In Smith v. Bankers Nat. Life Ins. Co., 130 Neb. 552, 265 N.W. 546, we said: "Complaint is made that the trial court erred in permitting the appellee to testify, over objection, as to a conversation had with one of the directors of the company, outside the office of the company. The law is well settled that directors of a corporation, as such, have the authority to bind it only when they act collectively as a board. They are not ex officio agents of a corporation and their individual declarations and admissions, when not acting as a board, are not binding on the corporation, nor admissible in evidence against it. 3 Fletcher, Cyclopedia Corporations, ยง 2168. This testimony seems to have been received as evidence of waiver of the provision requiring proof of insurability. The record discloses the proof on this point to be ample outside of any testimony of the director; therefore, the reception of such evidence would be, at the most, error without prejudice."
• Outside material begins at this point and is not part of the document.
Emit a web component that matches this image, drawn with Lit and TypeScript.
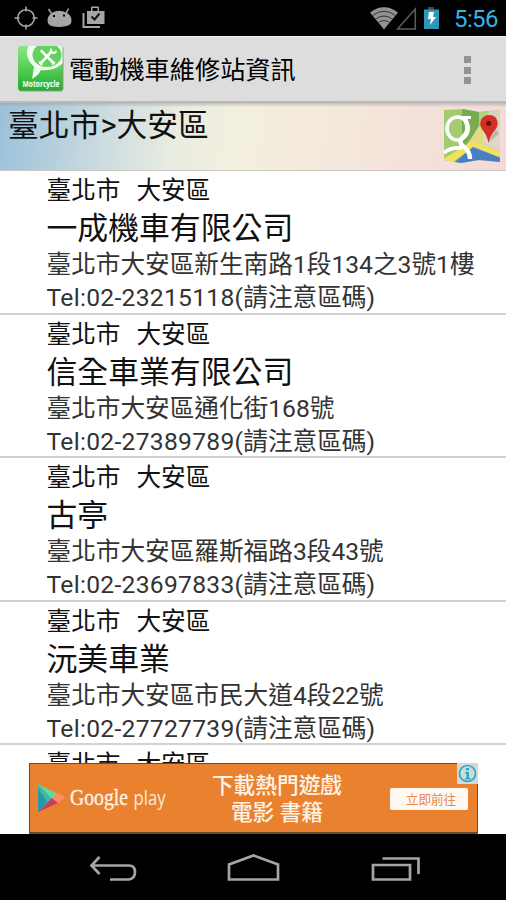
import { LitElement, html, css } from "lit";
import { customElement, property } from "lit/decorators.js";

interface Shop {
  name: string;
  address: string;
  tel: string;
}

const SHOPS: Shop[] = [
  { name: "一成機車有限公司", address: "臺北市大安區新生南路1段134之3號1樓", tel: "02-23215118" },
  { name: "信全車業有限公司", address: "臺北市大安區通化街168號", tel: "02-27389789" },
  { name: "古亭", address: "臺北市大安區羅斯福路3段43號", tel: "02-23697833" },
  { name: "沅美車業", address: "臺北市大安區市民大道4段22號", tel: "02-27727739" },
  { name: "", address: "", tel: "" },
];

@customElement("status-bar")
class StatusBar extends LitElement {
  static styles = css`
    :host { display: flex; height: 36px; flex: none; background: #000; align-items: center; justify-content: space-between; }
    svg { display: block; }
    .right { display: flex; align-items: center; }
    .time { font-size: 24px; line-height: 36px; color: #33b5e5; width: 52px; letter-spacing: -0.6px; padding-top: 1px; }
  `;
  render() {
    return html`
      <svg width="120" height="36" viewBox="0 0 120 36">
        <g fill="none" stroke="#a6a6a6" stroke-width="1.6">
          <circle cx="26" cy="18" r="8.3" />
          <path d="M26 6.500v5M26 24.500v5M14.500 18h5M32.500 18h5" />
        </g>
        <path fill="#a6a6a6" d="M52.500 12.500q6.500-3.500 13.500 0q5.500 2.500 5.500 8q0 4.500-5 5.500q-6.500 1.500-13 .5q-6-.8-6-6q0-5 5-8z" />
        <path stroke="#a6a6a6" stroke-width="1.500" d="M51.500 13.500l-3-4.500M66 13.500l2.500-5" />
        <path fill="#000" d="M53 15h2v2h-2zM63 14.500h2v2h-2z" />
        <path fill="none" stroke="#a6a6a6" stroke-width="2" d="M83.500 13v14h16.500" />
        <path fill="#a6a6a6" fill-rule="evenodd" d="M87 11h4V7.500q0-1 1-1h6q1 0 1 1V11h5.500v13H87zM92.500 11h5V8h-5z" />
        <path fill="none" stroke="#111" stroke-width="2" d="M91.500 16.500l3 3 5-6" />
      </svg>
      <div class="right">
        <svg width="85" height="36" viewBox="370 0 85 36">
          <path fill="#929292" d="M371 12.500Q385 2 399 12.500L385 29.500z" />
          <g fill="none" stroke="#333" stroke-width="1">
            <path d="M373.500 15.500Q385 7 396.500 15.500M376.500 19Q385 13 393.500 19M379.500 22.500Q385 18.500 390.500 22.500" />
          </g>
          <path fill="none" stroke="#5c5c5c" stroke-width="1.500" d="M398.500 29L416.300 9v20z" />
          <path fill="#444" d="M429 7h6v3h-6z" />
          <path fill="#3096b7" d="M425 9.500h15V29h-15z" />
          <path fill="#fff" d="M430 12h5l-1 5h3l-6 8 1-6h-3z" />
        </svg>
        <div class="time">5:56</div>
      </div>
    `;
  }
}

@customElement("action-bar")
class ActionBar extends LitElement {
  static styles = css`
    :host { display: flex; height: 67px; flex: none; box-sizing: border-box; align-items: center; background: #ddd; border-top: 1px solid #f1f1f1; border-bottom: 2px solid #b9b9b9; padding: 0 35px 0 17px; }
    .title { flex: 1; font-size: 25.200px; line-height: 40px; white-space: nowrap; padding: 4px 0 0 5px; color: #000; }
    .menu { display: grid; gap: 3.500px; padding-top: 2px; }
    .dot { width: 7px; height: 7px; background: #939393; }
    .label { font: bold 8.500px "Open Sans", sans-serif; fill: #fff; }
  `;
  render() {
    return html`
      <svg width="47" height="48" viewBox="0 0 47 48">
        <defs>
          <linearGradient id="leaf" x2="0" y2="1">
            <stop offset="0" stop-color="#8fe68c" /><stop offset=".5" stop-color="#55cc54" /><stop offset="1" stop-color="#1ea822" />
          </linearGradient>
          <clipPath id="tile"><rect x="1" y="1" width="44.500" height="44.500" rx="3" /></clipPath>
        </defs>
        <rect x="1.500" y="1.500" width="45" height="45" rx="3" fill="#8ba08b" />
        <g clip-path="url(#tile)">
          <path fill="url(#leaf)" d="M0 0h47v48H0z" />
          <path fill="#effbee" d="M12 0Q6 11 17 22L15 34q6-3 9-9q14 2 23-8V0z" />
          <ellipse cx="30" cy="10" rx="14.500" ry="12" fill="#62d160" />
        </g>
        <path stroke="#fff" stroke-width="2.600" stroke-linecap="round" fill="none" d="M24.500 6L36 17.500M34.500 6.500L24 18" />
        <path stroke="#fff" stroke-width="1.800" fill="none" d="M34 3.500l-.5 4 4 .5 2-2M22 17l3 3M35 19.500l3-2.500" />
        <text class="label" x="5.500" y="42" textLength="37" lengthAdjust="spacingAndGlyphs">Motorcycle</text>
      </svg>
      <div class="title">電動機車維修站資訊</div>
      <div class="menu"><div class="dot"></div><div class="dot"></div><div class="dot"></div></div>
    `;
  }
}

@customElement("region-bar")
class RegionBar extends LitElement {
  static styles = css`
    :host { display: flex; flex: none; height: 68px; box-sizing: border-box; justify-content: space-between; padding: 0 5px 0 8px; border-bottom: 1px solid #ccc8c4;
      background: linear-gradient(180deg, #9998, transparent 4px), linear-gradient(98deg, #9ac1db 0, #b5d0dd 12%, #d3dfe0 24%, #e9ece0 35%, #f2efdf 46%, #f5ebdd 60%, #f4e4da 76%, #f3dad7 100%); }
    .path { font-size: 30.800px; line-height: 46px; white-space: nowrap; }
    svg { display: block; margin-top: 6px; }
  `;
  render() {
    return html`
      <div class="path">臺北市&gt;大安區</div>
      <svg width="58" height="56" viewBox="0 0 58 56">
        <defs>
          <clipPath id="sheet"><path d="M1 1l18-1 17 3L57 1v52l-21-2-18 3-17-3z" /></clipPath>
        </defs>
        <g clip-path="url(#sheet)">
          <path fill="#a3cb72" d="M0 0h58v56H0z" />
          <path fill="#77ad4e" d="M19 0h17v20L19 40z" />
          <path fill="#d9d3bd" d="M46 0h12v56H22v-16z" />
          <path fill="#b1d180" d="M36 0h12L36 20z" />
          <path fill="#e0da84" d="M36 19l8-10v24l-8 3L24 36z" />
          <path fill="#ddd8c8" d="M40 20h18v21L40 33z" />
          <path fill="#f2e15c" d="M0 50l30-18 28 11v7L32 37 6 56H0z" />
          <path fill="#4a7fc4" d="M8 56l22-18 28 11v7z" />
        </g>
        <g fill="none" stroke="#fff">
          <ellipse cx="14.500" cy="19.500" rx="10.500" ry="11.500" stroke-width="3.600" />
          <path stroke-width="3" d="M13 8.500h15" />
          <path stroke-width="4.500" d="M22 10q6 12-2 18-5 5 0 9 7 5 7 13" />
          <path stroke-width="3.600" d="M1 44q6-6 18-5" />
        </g>
        <path d="M45 34l8-14 3 5z" fill="#777" opacity=".35" />
        <path fill="#d52e26" d="M45.500 34Q44 26 39.500 21 35.500 15.500 38.500 10q3-4 7.500-4 6 0 8 5 2 5-2 10-5 6-6.500 13z" />
        <circle cx="45.700" cy="14.500" r="2.500" fill="#64110f" />
      </svg>
    `;
  }
}

@customElement("shop-row")
class ShopRow extends LitElement {
  @property({ attribute: false }) shop!: Shop;
  static styles = css`
    :host { display: block; flex: none; height: 143.500px; box-sizing: border-box; padding: 2px 0 0 46.500px; border-bottom: 2px solid #d2d2d2; white-space: nowrap; font-size: 24.650px; color: #333; }
    .region { display: flex; gap: 16px; line-height: 35px; height: 33px; color: #111; }
    .name { font-size: 30.850px; line-height: 46px; height: 44px; color: #111; }
    .address { line-height: 30px; height: 31px; }
    .tel { line-height: 33px; height: 31px; }
    .number { letter-spacing: 0.280px; }
  `;
  render() {
    const { name, address, tel } = this.shop;
    return html`
      <div class="region"><span>臺北市</span><span>大安區</span></div>
      <div class="name">${name}</div>
      <div class="address">${address}</div>
      <div class="tel">${tel ? html`<span class="number">Tel:${tel}(</span>請注意區碼)` : ""}</div>
    `;
  }
}

@customElement("ad-banner")
class AdBanner extends LitElement {
  static styles = css`
    :host { position: absolute; left: 29px; right: 28px; bottom: 0; height: 71px; box-sizing: border-box; border: 1px solid #6c4a2c; border-bottom-width: 2px; background: #e9812f; display: grid; grid-template-columns: 157px 180px 1fr; color: #fff3e8; }
    .brand { display: flex; align-items: center; }
    .word { font-family: "Open Sans", sans-serif; font-size: 20px; fill: #ffe9d8; }
    .serif { font-family: "Liberation Serif", serif; font-size: 23px; fill: #fff3e8; stroke: #fff3e8; stroke-width: .3px; }
    .copy { font-size: 21.700px; line-height: 26.500px; text-align: center; padding-top: 9px; font-weight: 500; white-space: nowrap; }
    .cta { width: 78px; height: 22px; margin: 24px 0 0 23px; border-radius: 2px; background: #fff9f3; color: #e58950; font-size: 12.600px; line-height: 23px; text-align: center; padding-left: 4px; box-sizing: border-box; }
    .info { position: absolute; right: -1px; top: -1px; width: 21px; height: 21px; background: #d4d9d7; }
  `;
  render() {
    return html`
      <div class="brand">
        <svg width="150" height="50" viewBox="0 0 150 50">
          <path fill="#42b8a2" d="M8 11v28l15-14z" />
          <path fill="#65d99d" d="M8 11l20 10-6 5z" />
          <path fill="#2697a8" d="M8 15v24l9-10z" />
          <path fill="#c63f5c" d="M8 39l14-14 6 5z" />
          <path fill="#ff8a63" d="M28 20l7.500 4.500L28 30l-6-5z" />
          <text class="serif" x="40" y="32" textLength="58" lengthAdjust="spacingAndGlyphs">Google</text>
          <text class="word" x="103.500" y="32" textLength="32" lengthAdjust="spacingAndGlyphs">play</text>
        </svg>
      </div>
      <div class="copy">下載熱門遊戲<br />電影 書籍</div>
      <div class="cta">立即前往</div>
      <svg class="info" viewBox="0 0 21 21">
        <circle cx="10.500" cy="10.500" r="8" fill="none" stroke="#29a9c8" stroke-width="1.700" />
        <path fill="#29a9c8" d="M9 5h3v2.500H9zM8 9h4v6h1.500v1.500H8V15h1.500v-4.500H8z" />
      </svg>
    `;
  }
}

@customElement("nav-bar")
class NavBar extends LitElement {
  static styles = css`
    :host { display: flex; flex: none; height: 66px; background: #000; justify-content: center; }
  `;
  render() {
    return html`
      <svg width="506" height="66" viewBox="0 834 506 66" fill="none" stroke="#a5a5a5" stroke-width="2.700">
        <path d="M99.500 857l-8 8.500 8 8.500M91.500 865.500H129q6 0 6 6.500t-6 7.500H110" />
        <path d="M229 879.500V864.500L253.500 855.500 278 864.500V879.500z" />
        <path d="M373 865h37v14.500h-37zM382.500 858.500H418.500V874" />
      </svg>
    `;
  }
}

@customElement("app-root")
class AppRoot extends LitElement {
  static styles = css`
    :host { display: flex; flex-direction: column; height: 900px; overflow: hidden; background: #fff; color: #111; font-family: Roboto, "Noto Sans CJK TC", sans-serif; }
    .list { position: relative; flex: 1; min-height: 0; overflow: hidden; display: flex; flex-direction: column; }
  `;
  render() {
    return html`
      <status-bar></status-bar>
      <action-bar></action-bar>
      <region-bar></region-bar>
      <div class="list">
        ${SHOPS.map((shop) => html`<shop-row .shop=${shop}></shop-row>`)}
        <ad-banner></ad-banner>
      </div>
      <nav-bar></nav-bar>
    `;
  }
}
In O'Neil v. Union Nat. Life Ins. Co., 162 Neb. 284, 75 N.W.2d 739, we said: "The conclusion is that it was error to admit the certified copy as evidence of the cause of death, but, as was true in McNaught v. New York Life Ins. Co., supra [145 Neb. 694, 18 N.W.2d 56], the error was without prejudice since death and cause of death was otherwise positively and unequivocally proved as will hereinafter appear."

As I view the record, therefore, the admission of this evidence, which was not relevant to any submissible issue in the case, was not prejudicial error because the plaintiff had previously established by other evidence that the defendant had waived strict compliance. Harmless error in the admission of evidence has never been sufficient ground for the reversal of a judgment. Bresley v. O'Connor, Inc., 163 Neb. 565, 80 N.W.2d 711.

WHITE, C. J., authorizes me to say that he joins in this dissent.